その4:飛行前の最終チェックも怠ってはならない
ドローンの基礎知識として、前日のチェック、気象情報のチェック、現場周辺のチェックについてみてきましたが、まだ十分ではありません。いよいよ「電源をオンにする」タイミングになっても、まだすぐに飛行業務を始めてはいけません。飛行直前のチェックも入念に行いましょう。
キャリブレーションを行う
ドローンのコンパスが正常でない場合に行う再調整作業をキャリブレーションと言います。機体を水平方向・垂直方向に回転させることで校正します。最初の飛行前だけでなく、場所を変えた時も忘れずに行うようにしましょう。
モニターの各種情報の確認
バッテリー残量、コントローラーの信号、GPS受信強度、コンパスが正常にキャリブレーションされているか、情報がモニターに正しく表示されているかどうかを確認します。異常があれば飛行させずに原因を確認しましょう。
一通りの操作に異常がないかの確認
3~5メートルほど上昇させたら、下降、再上昇、右旋回、左旋回、前後左右など基本的な操作が問題なく行えるかを確認します。バッテリーの消耗を気にするあまり短時間で済ませてしまうのは避け、少なくとも2~3分は行うようにしましょう。
その5:安全を最優先させることを忘れない
上記のすべてのチェックが完了して初めて飛行業務に入ることができるのですが、ドローンの基礎知識としてもっとも重要なオペレーターの心得である「安全第一」を、決して忘れないでください。
2人以上の体制で運航する
ドローンの操作、カメラの操作、被写体の確認、周囲の安全確認、映像の確認、クライアントとのコミュニケーションなど、とてもではありませんが1人で同時にこなせる作業ではありません。
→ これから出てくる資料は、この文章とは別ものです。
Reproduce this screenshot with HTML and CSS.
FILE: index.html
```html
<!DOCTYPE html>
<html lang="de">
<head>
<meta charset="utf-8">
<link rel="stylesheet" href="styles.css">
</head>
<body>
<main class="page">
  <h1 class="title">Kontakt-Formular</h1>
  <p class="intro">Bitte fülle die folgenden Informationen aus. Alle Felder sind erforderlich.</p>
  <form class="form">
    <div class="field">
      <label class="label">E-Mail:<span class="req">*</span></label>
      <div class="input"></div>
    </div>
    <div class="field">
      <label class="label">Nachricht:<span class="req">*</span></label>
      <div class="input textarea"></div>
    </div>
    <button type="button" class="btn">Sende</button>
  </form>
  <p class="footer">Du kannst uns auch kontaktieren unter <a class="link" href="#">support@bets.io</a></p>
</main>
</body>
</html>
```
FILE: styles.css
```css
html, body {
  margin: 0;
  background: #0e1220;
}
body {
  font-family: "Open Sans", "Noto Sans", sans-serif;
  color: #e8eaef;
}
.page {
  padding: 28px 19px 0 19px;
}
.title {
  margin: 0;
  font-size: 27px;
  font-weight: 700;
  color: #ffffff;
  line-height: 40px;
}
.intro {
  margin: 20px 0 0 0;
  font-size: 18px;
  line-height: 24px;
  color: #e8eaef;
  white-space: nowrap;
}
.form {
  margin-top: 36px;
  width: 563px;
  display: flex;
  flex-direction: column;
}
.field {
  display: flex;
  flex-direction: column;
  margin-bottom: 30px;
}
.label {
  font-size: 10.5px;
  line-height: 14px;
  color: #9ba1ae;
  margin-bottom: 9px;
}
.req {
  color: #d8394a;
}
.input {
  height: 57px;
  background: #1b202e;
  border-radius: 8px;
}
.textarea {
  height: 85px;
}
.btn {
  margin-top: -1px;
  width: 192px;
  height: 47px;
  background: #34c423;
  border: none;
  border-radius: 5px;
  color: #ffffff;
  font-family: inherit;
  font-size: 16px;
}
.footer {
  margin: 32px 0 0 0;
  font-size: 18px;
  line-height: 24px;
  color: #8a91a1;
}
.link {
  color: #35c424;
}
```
オペレーターと補助者、少なくとも2人以上の体制で運航することは基本です。
目視が基本、モニターはあくまで補助
当然ですが、カメラの視野角は目視をした場合よりも極端に狭くなります。カメラの映像だけに頼った飛行は事故を招く原因にもなりますので、必ず目視を基本とし、周囲の状況も注視しながら安全第一を徹底しましょう。
「飛行を中止する」勇気も必要
日頃から入念に準備をしたおかげで飛行業務に入るまで何一つ異常がなかったとしても、飛行場所の環境や気象条件、その他の条件などによって不測の事態が発生する可能性は排除できません。安全に飛行業務を遂行するために、「少しでも不具合を感じたら飛行を中止する」という決断を下す勇気を持つことも必要です。
安全に飛行させることこそがオペレーターの最大の使命
ドローンの基礎知識についてご紹介してきましたが、いかがだったでしょうか。ドローンは一歩間違えば大きな事故や怪我などに繋がってしまう可能性があります。
今回ご紹介したチェック項目はほんの一例ですが、何よりも「安全第一」を肝に銘じ、日頃から入念なチェックを行うと同時に、前日・当日のチェックを忘れないようにしましょう。